Yesterday was the last day of school for public school students in Montgomery County, Maryland, where we live — including our nine-year-old son, who just completed the third grade. I began the morning by sending a one last email to his teacher. I asked her about the summer reading and math packets we were expecting our son to bring. I also thanked her for all the work she’d done to help our son this year.
As I thought about how much our son has grown and improved over the past year, and how very much the dedicated teachers and staff at his school had to do with those changes, I couldn’t help being mystified at Mitt Romney’s assertion that our children need fewer teachers. Mystified, that is, but not surprised.
After saying President Barack Obama does not care about the private sector, Mitt Romney on Friday dismissed unemployment in the public sector, saying the country does not need more firemen, policemen or teachers.
“He wants another stimulus, he wants to hire more government workers,” Romney said at a press conference. “He says we need more firemen, more policemen, more teachers.

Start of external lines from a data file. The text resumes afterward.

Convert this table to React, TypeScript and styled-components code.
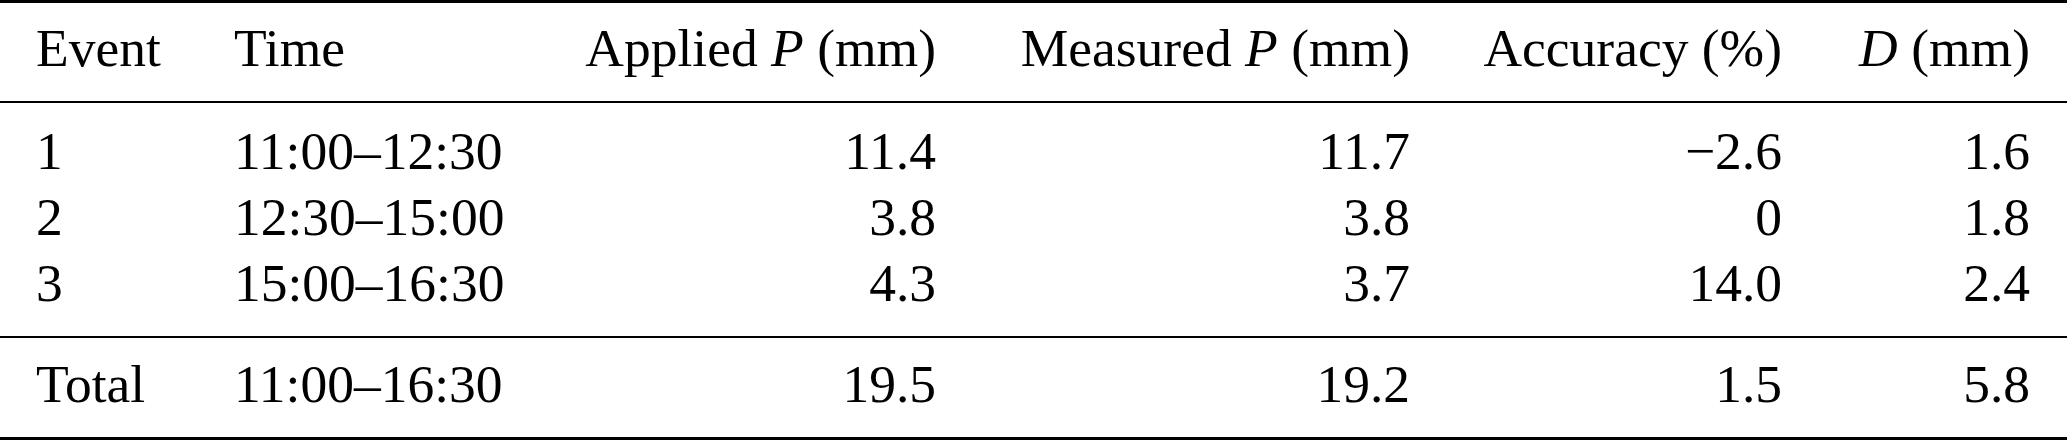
import React from "react";
import styled, { createGlobalStyle } from "styled-components";

const GlobalStyle = createGlobalStyle`
  html, body {
    margin: 0;
    padding: 0;
    background: #ffffff;
  }
  body {
    font-family: "Liberation Serif", "Times New Roman", serif;
    color: #000000;
  }
`;

const columns = "198px 300px 402px 474px 372px 248px";

const Table = styled.div`
  width: 2067px;
  display: flex;
  flex-direction: column;
  font-size: 53.5px;
  line-height: 66px;
`;

const Rule = styled.div<{ $heavy?: boolean }>`
  height: ${(p) => (p.$heavy ? 3 : 2)}px;
  background: #000000;
`;

const Section = styled.div<{ $top: number; $bottom: number }>`
  padding: ${(p) => p.$top}px 37px ${(p) => p.$bottom}px 36px;
  display: flex;
  flex-direction: column;
`;

const Row = styled.div`
  display: grid;
  grid-template-columns: ${columns};
  height: 66px;
  white-space: nowrap;
`;

const Cell = styled.div<{ $align?: "left" | "right" }>`
  text-align: ${(p) => p.$align ?? "left"};
`;

type Align = "left" | "right";
const aligns: Align[] = ["left", "left", "right", "right", "right", "right"];

const body = [
  ["1", "11:00–12:30", "11.4", "11.7", "−2.6", "1.6"],
  ["2", "12:30–15:00", "3.8", "3.8", "0", "1.8"],
  ["3", "15:00–16:30", "4.3", "3.7", "14.0", "2.4"],
];

const total = ["Total", "11:00–16:30", "19.5", "19.2", "1.5", "5.8"];

function DataRow({ values }: { values: string[] }) {
  return (
    <Row>
      {values.map((v, i) => (
        <Cell key={i} $align={aligns[i]}>
          {v}
        </Cell>
      ))}
    </Row>
  );
}

export default function App() {
  return (
    <>
      <GlobalStyle />
      <Table>
        <Rule $heavy />
        <Section $top={12} $bottom={20}>
          <Row>
            <Cell>Event</Cell>
            <Cell>Time</Cell>
            <Cell $align="right">
              Applied <i>P</i> (mm)
            </Cell>
            <Cell $align="right">
              Measured <i>P</i> (mm)
            </Cell>
            <Cell $align="right">Accuracy (%)</Cell>
            <Cell $align="right">
              <i>D</i> (mm)
            </Cell>
          </Row>
        </Section>
        <Rule />
        <Section $top={15} $bottom={20}>
          {body.map((r) => (
            <DataRow key={r[0]} values={r} />
          ))}
        </Section>
        <Rule />
        <Section $top={13} $bottom={20}>
          <DataRow values={total} />
        </Section>
        <Rule $heavy />
      </Table>
    </>
  );
}
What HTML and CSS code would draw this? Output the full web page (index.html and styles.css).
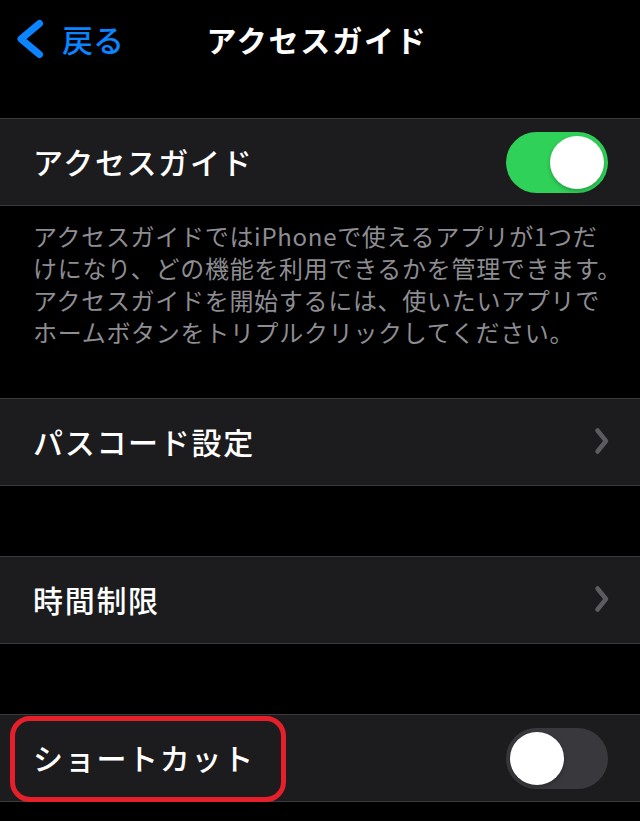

Did he not get the message of Wisconsin? The American people did. It’s time for us to cut back on government and help the American people.”
I’m not surprised, because the Romney/Ryan budget would lead to fewer teachers, by making federal dollars for public schools more scarce, thus either forcing teacher’s salaries down, or forcing teachers out of the profession altogether. Even surrogates like John Sununu and Newt Gingrich have doubled down on the notion that fewer teachers would actually be good for American schools and students.
That squares pretty well with Republican efforts to obstruct any form of economic stimulus. The president’s budget proposal included $30 billion in state and local aid for retaining or rehiring teachers and first responders. The goal was to save teacher jobs across the country — just like the 7,715 teacher jobs saved in Virginia, by the emergency jobs act the president signed in late 2010.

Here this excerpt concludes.